The paper reports the first measurements of charged‑pion production cross‑sections in proton‑carbon (p + C) collisions at a beam momentum of 31 GeV, performed by the NA61/SHINE experiment at the CERN Super Proton Synchrotron. The motivation stems from the need to improve the modelling of low‑energy hadronic interactions in extensive air‑shower (EAS) simulations, which are crucial for interpreting data from cosmic‑ray observatories such as KASCADE, KASCADE‑Grande and the Pierre Auger Observatory. Current hadronic interaction models (GHEISHA, FLUKA, UrQMD) exhibit significant discrepancies when compared with air‑shower observables, especially in the predicted muon content at ground level. Accelerator data in the SPS energy range are therefore essential for tuning these models.

NA61/SHINE utilizes an upgraded NA49 spectrometer equipped with five Time‑Projection Chambers for tracking, momentum, charge and dE/dx measurement, three Time‑of‑Flight walls for additional particle identification, and a downstream Projectile Spectator Detector. The detector offers a large acceptance (≈ 50 % for p_T ≤ 2.5 GeV/c), high momentum resolution (σ(p)/p ≈ 10⁻⁴ (GeV/c)⁻¹), tracking efficiency above 95 %, dE/dx resolution of about 4 % and ToF resolution of 100 ps.

The analysis is based on 0.6 million p + C events recorded during the 2007 pilot run. Three independent methods were employed to extract the π⁺ and π⁻ spectra:

  1. h‑method – assumes all negatively charged hadrons are pions and corrects for non‑pion contributions using Monte‑Carlo simulations. This method provides high statistics but is model‑dependent and cannot be applied to positive pions.
  2. dE/dx identification – uses the specific energy loss in the TPCs to identify pions in momentum regions where Bethe‑Bloch curves for different species do not overlap. It offers explicit identification with good statistics but is limited to certain momentum intervals.
  3. dE/dx + ToF identification – combines energy‑loss and time‑of‑flight information, extending explicit pion identification over a broader momentum range at the cost of reduced acceptance.

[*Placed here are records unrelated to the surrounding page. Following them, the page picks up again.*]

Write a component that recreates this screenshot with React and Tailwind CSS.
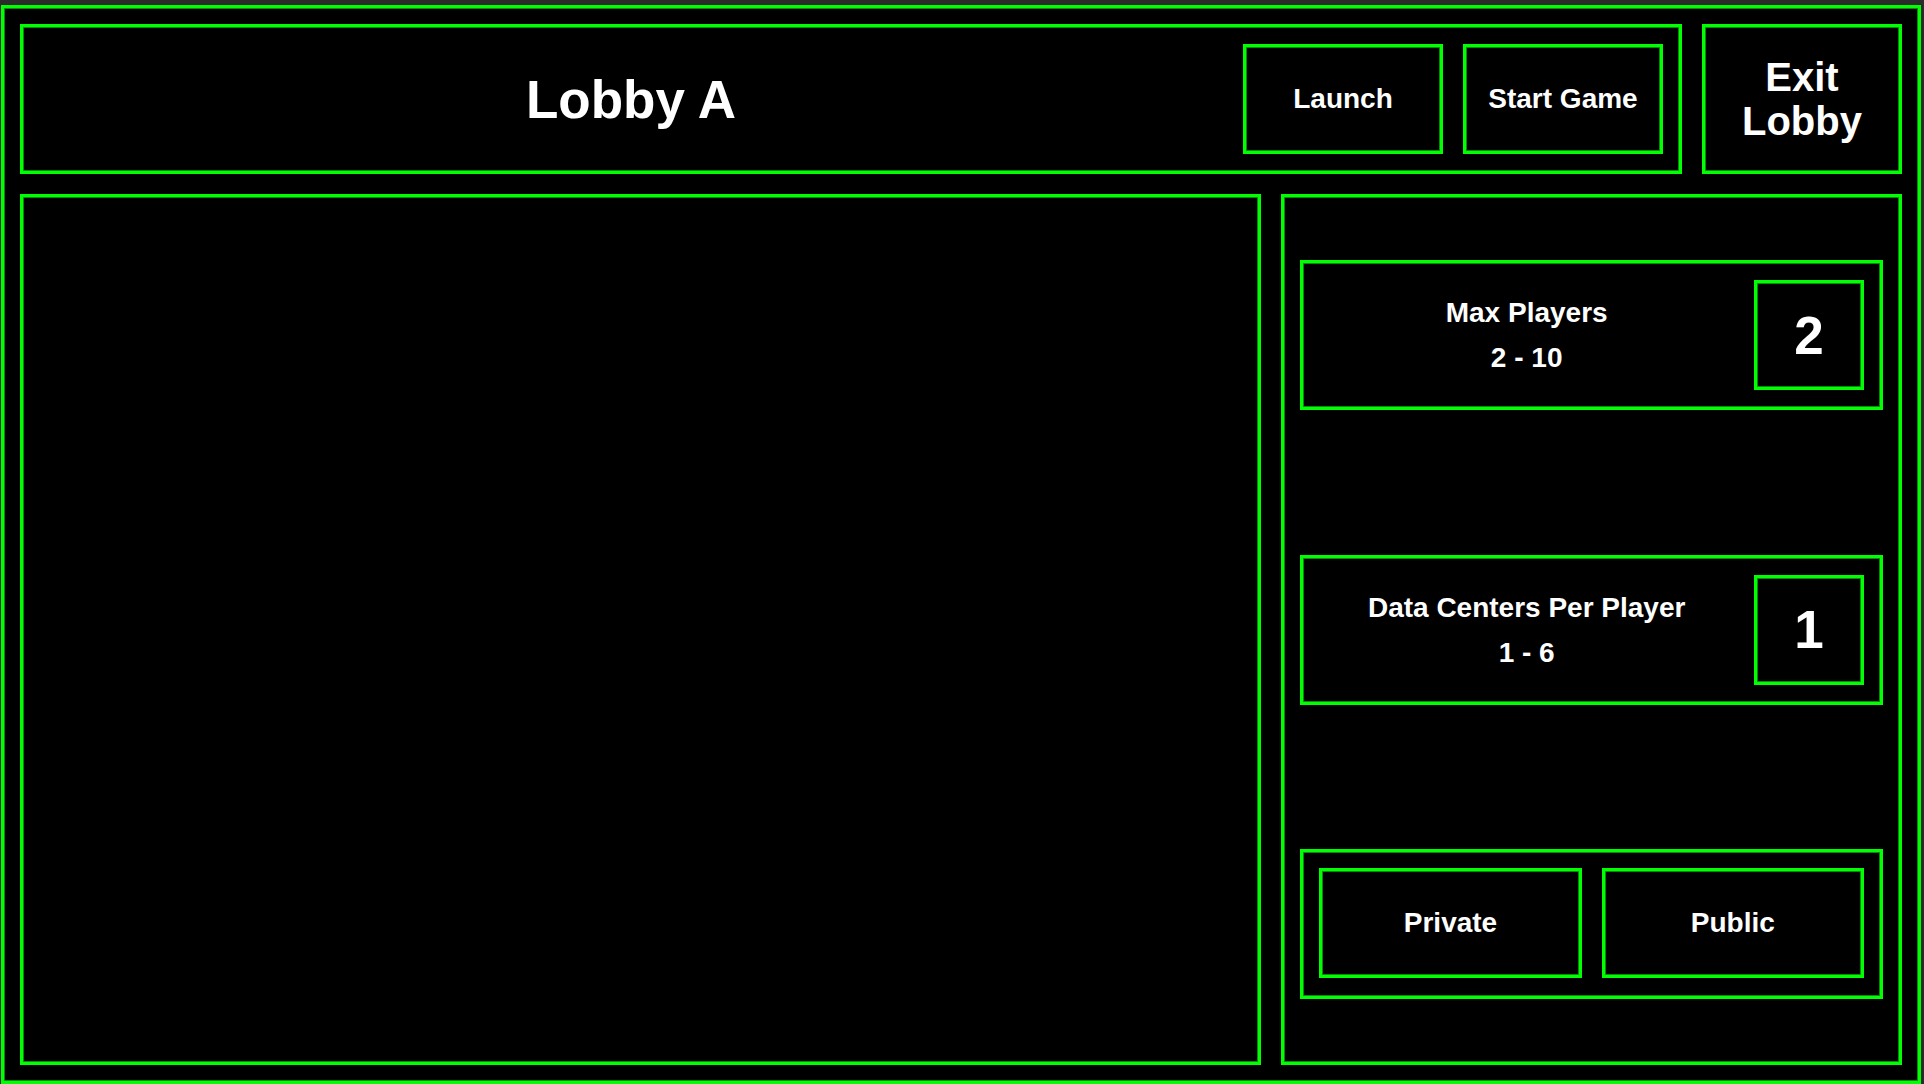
import React from 'react';

const box = "border-[3px] border-[#00ff00] shadow-[inset_0_0_0_1px_#0c8c0c] bg-black";
const font = { fontFamily: '"Liberation Sans", Arial, sans-serif' };

const SettingCard = ({ label, range, value }) => (
  <div className={`${box} h-[150px] p-4 flex items-center gap-5`}>
    <div className="flex-1 flex flex-col items-center text-white font-bold text-[28px] leading-[45px]">
      <span>{label}</span>
      <span>{range}</span>
    </div>
    <div className={`${box} w-[110px] h-[110px] flex items-center justify-center text-white font-bold text-[53px] leading-none`}>
      {value}
    </div>
  </div>
);

const App = () => {
  return (
    <div className="w-[1924px] h-[1084px] bg-[#2b2b2b] overflow-hidden" style={font}>
      <div className={`${box} ml-[1px] mt-[5px] w-[1920px] h-[1079px] p-4 flex flex-col gap-5`}>
        {/* Top row */}
        <div className="flex gap-5 h-[150px]">
          <div className={`${box} flex-1 px-4 flex items-center gap-5`}>
            <h1 className="flex-1 text-center text-white font-bold text-[53px] leading-none">Lobby A</h1>
            <button className={`${box} w-[200px] h-[110px] text-white font-bold text-[28px]`}>Launch</button>
            <button className={`${box} w-[200px] h-[110px] text-white font-bold text-[28px]`}>Start Game</button>
          </div>
          <button className={`${box} w-[200px] h-[150px] text-white font-bold text-[40px] leading-[44px] flex flex-col items-center justify-center`}>
            <span>Exit</span>
            <span>Lobby</span>
          </button>
        </div>

        {/* Main area */}
        <div className="flex-1 grid grid-cols-[2fr_1fr] gap-5 min-h-0">
          <div className={box}></div>
          <div className={`${box} px-4 py-[63px] flex flex-col justify-between`}>
            <SettingCard label="Max Players" range="2 - 10" value="2" />
            <SettingCard label="Data Centers Per Player" range="1 - 6" value="1" />
            <div className={`${box} h-[150px] p-4 flex gap-5`}>
              <button className={`${box} flex-1 h-[110px] text-white font-bold text-[28px]`}>Private</button>
              <button className={`${box} flex-1 h-[110px] text-white font-bold text-[28px]`}>Public</button>
            </div>
          </div>
        </div>
      </div>
    </div>
  );
};

export default App;
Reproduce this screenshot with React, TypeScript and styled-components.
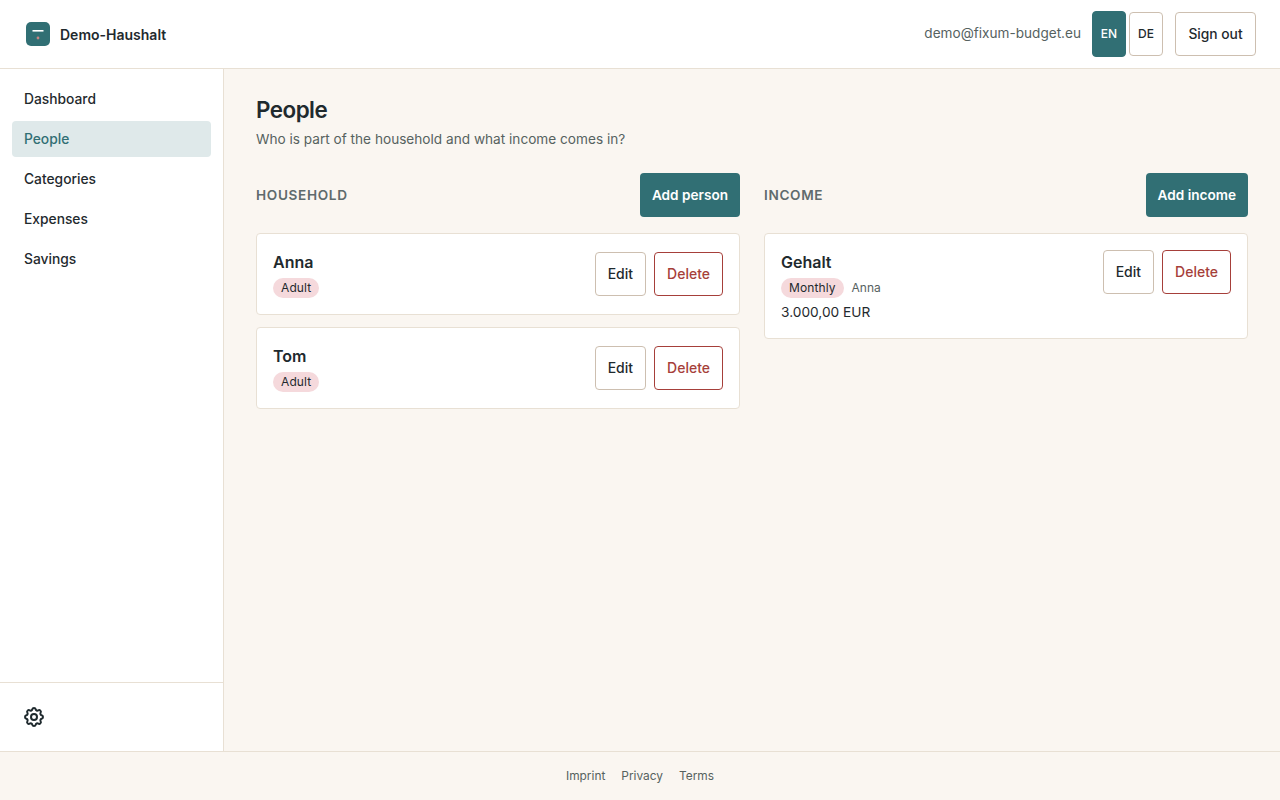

For each method, particles passing quality cuts were binned in total momentum (p) and polar angle (θ) to account for varying detector response. The resulting production cross‑sections (σ_prod = σ_inel − σ_qel) were compared with CORSIKA‑based air‑shower simulations employing the three interaction models. The comparison shows that FLUKA reproduces the measured spectra well for polar angles below 180 mrad, while UrQMD provides a better description at larger angles. GHEISHA shows systematic deviations in both regions, indicating the need for further refinement.

Systematic uncertainties are presently at the level of 20 % or less, dominated by tracking efficiency, particle‑identification boundaries, and the model‑dependent corrections in the h‑method. Ongoing work aims to reduce these uncertainties below 10 % by exploiting the larger data sets collected in 2009 (≈ 5 million p + C events and several million π + C events at higher beam energies) and by improving calibration procedures.

The authors conclude that the NA61/SHINE pion spectra constitute a valuable benchmark for low‑energy hadronic interaction models used in EAS simulations. The demonstrated agreement with FLUKA at small angles and with UrQMD at larger angles provides guidance for model developers and will help to reduce the systematic uncertainties in cosmic‑ray composition and energy reconstruction derived from air‑shower measurements. Future publications will present the finalized results and extend the analysis to the high‑statistics π + C data, further strengthening the experimental constraints on hadronic interaction models relevant to astroparticle physics.